◆ Data:
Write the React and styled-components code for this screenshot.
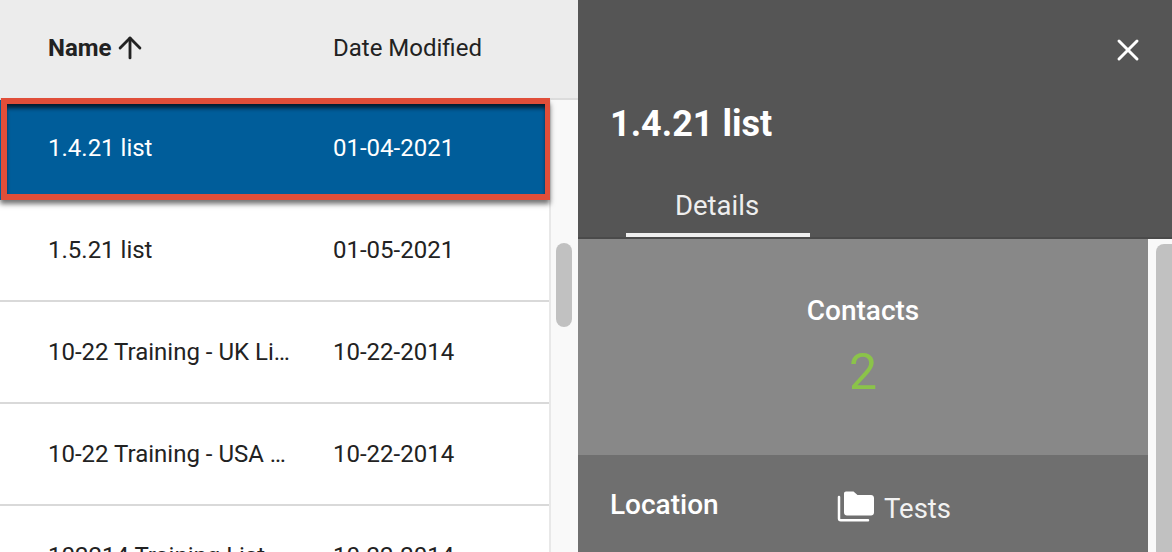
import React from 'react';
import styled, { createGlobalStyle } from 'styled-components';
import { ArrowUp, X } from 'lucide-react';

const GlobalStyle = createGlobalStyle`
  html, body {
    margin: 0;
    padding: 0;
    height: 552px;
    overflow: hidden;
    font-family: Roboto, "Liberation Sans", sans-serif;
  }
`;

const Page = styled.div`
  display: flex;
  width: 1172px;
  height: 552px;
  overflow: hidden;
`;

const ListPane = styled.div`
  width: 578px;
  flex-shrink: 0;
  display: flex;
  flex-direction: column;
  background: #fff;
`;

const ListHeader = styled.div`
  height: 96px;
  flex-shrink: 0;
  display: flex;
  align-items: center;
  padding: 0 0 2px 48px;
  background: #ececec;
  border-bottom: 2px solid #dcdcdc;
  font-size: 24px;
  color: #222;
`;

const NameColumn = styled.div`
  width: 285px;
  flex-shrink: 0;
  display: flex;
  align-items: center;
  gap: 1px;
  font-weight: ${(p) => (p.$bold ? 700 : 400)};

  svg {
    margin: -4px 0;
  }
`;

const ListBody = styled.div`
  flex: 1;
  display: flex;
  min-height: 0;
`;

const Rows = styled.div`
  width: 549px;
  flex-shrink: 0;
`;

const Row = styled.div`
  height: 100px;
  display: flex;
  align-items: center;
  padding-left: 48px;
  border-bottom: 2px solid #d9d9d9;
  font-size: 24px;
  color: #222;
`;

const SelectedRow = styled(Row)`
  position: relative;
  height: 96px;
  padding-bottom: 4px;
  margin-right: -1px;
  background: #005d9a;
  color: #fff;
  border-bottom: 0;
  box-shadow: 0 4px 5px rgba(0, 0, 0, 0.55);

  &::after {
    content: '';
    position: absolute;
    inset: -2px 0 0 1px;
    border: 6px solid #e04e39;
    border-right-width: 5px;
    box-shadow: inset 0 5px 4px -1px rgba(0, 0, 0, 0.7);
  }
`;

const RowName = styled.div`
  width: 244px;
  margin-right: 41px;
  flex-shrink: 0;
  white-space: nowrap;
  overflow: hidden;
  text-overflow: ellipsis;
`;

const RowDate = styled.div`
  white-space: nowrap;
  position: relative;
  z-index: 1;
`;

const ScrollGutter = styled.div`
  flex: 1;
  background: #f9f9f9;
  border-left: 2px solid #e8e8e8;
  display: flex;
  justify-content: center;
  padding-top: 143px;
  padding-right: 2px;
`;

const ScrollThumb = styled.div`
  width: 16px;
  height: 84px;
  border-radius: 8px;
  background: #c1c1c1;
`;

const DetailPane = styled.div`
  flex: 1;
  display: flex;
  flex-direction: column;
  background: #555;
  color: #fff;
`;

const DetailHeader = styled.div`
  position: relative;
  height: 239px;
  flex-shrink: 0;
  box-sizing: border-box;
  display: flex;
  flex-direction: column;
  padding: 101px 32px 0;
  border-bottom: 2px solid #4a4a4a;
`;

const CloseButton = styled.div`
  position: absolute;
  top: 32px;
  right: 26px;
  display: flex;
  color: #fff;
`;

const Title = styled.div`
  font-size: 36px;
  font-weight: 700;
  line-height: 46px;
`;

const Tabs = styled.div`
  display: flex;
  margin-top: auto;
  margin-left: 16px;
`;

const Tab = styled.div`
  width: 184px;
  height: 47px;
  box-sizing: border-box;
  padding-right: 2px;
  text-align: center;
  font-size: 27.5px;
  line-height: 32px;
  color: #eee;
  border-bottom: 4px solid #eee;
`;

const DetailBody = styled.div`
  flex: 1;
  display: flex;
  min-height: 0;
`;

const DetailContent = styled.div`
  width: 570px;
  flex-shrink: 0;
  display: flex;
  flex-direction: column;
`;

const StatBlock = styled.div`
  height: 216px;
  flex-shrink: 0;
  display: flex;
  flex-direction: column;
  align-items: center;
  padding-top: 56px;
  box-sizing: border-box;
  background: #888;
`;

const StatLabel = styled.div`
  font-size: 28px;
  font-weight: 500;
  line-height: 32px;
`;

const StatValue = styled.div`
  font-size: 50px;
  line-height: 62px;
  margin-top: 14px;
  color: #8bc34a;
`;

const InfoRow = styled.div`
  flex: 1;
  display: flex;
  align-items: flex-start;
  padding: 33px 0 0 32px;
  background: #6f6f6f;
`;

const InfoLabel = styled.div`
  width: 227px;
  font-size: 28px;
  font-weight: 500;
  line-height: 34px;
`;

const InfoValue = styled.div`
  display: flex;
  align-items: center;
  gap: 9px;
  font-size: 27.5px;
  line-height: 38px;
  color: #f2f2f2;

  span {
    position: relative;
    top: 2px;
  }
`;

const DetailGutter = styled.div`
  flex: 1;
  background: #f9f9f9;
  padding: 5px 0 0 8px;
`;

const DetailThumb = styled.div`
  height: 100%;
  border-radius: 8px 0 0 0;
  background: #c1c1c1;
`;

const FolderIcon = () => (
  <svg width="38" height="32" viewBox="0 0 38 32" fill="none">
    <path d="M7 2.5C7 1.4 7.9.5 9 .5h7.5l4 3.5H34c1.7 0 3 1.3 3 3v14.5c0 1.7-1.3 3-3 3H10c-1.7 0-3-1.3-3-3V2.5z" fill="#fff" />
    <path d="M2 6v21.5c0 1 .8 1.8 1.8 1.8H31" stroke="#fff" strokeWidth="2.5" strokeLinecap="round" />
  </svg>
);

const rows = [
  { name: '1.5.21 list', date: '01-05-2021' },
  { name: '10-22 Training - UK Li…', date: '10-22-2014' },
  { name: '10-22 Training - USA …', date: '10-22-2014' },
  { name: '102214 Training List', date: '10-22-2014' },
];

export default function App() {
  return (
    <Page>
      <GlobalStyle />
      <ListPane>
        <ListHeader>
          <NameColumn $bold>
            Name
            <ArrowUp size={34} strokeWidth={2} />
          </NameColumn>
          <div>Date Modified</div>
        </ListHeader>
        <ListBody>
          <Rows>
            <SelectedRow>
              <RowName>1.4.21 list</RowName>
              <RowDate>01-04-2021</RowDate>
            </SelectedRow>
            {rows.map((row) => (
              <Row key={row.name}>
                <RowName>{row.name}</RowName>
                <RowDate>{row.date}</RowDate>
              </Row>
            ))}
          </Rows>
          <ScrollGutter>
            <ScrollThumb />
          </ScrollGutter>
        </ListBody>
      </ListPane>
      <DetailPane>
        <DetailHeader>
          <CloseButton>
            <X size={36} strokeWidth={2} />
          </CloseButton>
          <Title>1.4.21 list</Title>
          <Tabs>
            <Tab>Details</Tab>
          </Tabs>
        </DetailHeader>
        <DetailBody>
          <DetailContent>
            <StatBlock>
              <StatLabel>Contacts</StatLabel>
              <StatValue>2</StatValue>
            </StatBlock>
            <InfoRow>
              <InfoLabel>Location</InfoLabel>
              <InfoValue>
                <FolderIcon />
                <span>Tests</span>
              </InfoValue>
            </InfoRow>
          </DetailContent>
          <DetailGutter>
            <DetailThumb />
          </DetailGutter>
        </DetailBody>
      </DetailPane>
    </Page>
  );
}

◆ Given request: Please repeat exactly the data above from its first line to the line that contains "box-shadow: 0 4px 5px rgba(0, 0, 0, 0.55);", inclusive, and leave every picture out.

◆ Final result:
Write the React and styled-components code for this screenshot.
import React from 'react';
import styled, { createGlobalStyle } from 'styled-components';
import { ArrowUp, X } from 'lucide-react';

const GlobalStyle = createGlobalStyle`
  html, body {
    margin: 0;
    padding: 0;
    height: 552px;
    overflow: hidden;
    font-family: Roboto, "Liberation Sans", sans-serif;
  }
`;

const Page = styled.div`
  display: flex;
  width: 1172px;
  height: 552px;
  overflow: hidden;
`;

const ListPane = styled.div`
  width: 578px;
  flex-shrink: 0;
  display: flex;
  flex-direction: column;
  background: #fff;
`;

const ListHeader = styled.div`
  height: 96px;
  flex-shrink: 0;
  display: flex;
  align-items: center;
  padding: 0 0 2px 48px;
  background: #ececec;
  border-bottom: 2px solid #dcdcdc;
  font-size: 24px;
  color: #222;
`;

const NameColumn = styled.div`
  width: 285px;
  flex-shrink: 0;
  display: flex;
  align-items: center;
  gap: 1px;
  font-weight: ${(p) => (p.$bold ? 700 : 400)};

  svg {
    margin: -4px 0;
  }
`;

const ListBody = styled.div`
  flex: 1;
  display: flex;
  min-height: 0;
`;

const Rows = styled.div`
  width: 549px;
  flex-shrink: 0;
`;

const Row = styled.div`
  height: 100px;
  display: flex;
  align-items: center;
  padding-left: 48px;
  border-bottom: 2px solid #d9d9d9;
  font-size: 24px;
  color: #222;
`;

const SelectedRow = styled(Row)`
  position: relative;
  height: 96px;
  padding-bottom: 4px;
  margin-right: -1px;
  background: #005d9a;
  color: #fff;
  border-bottom: 0;
  box-shadow: 0 4px 5px rgba(0, 0, 0, 0.55);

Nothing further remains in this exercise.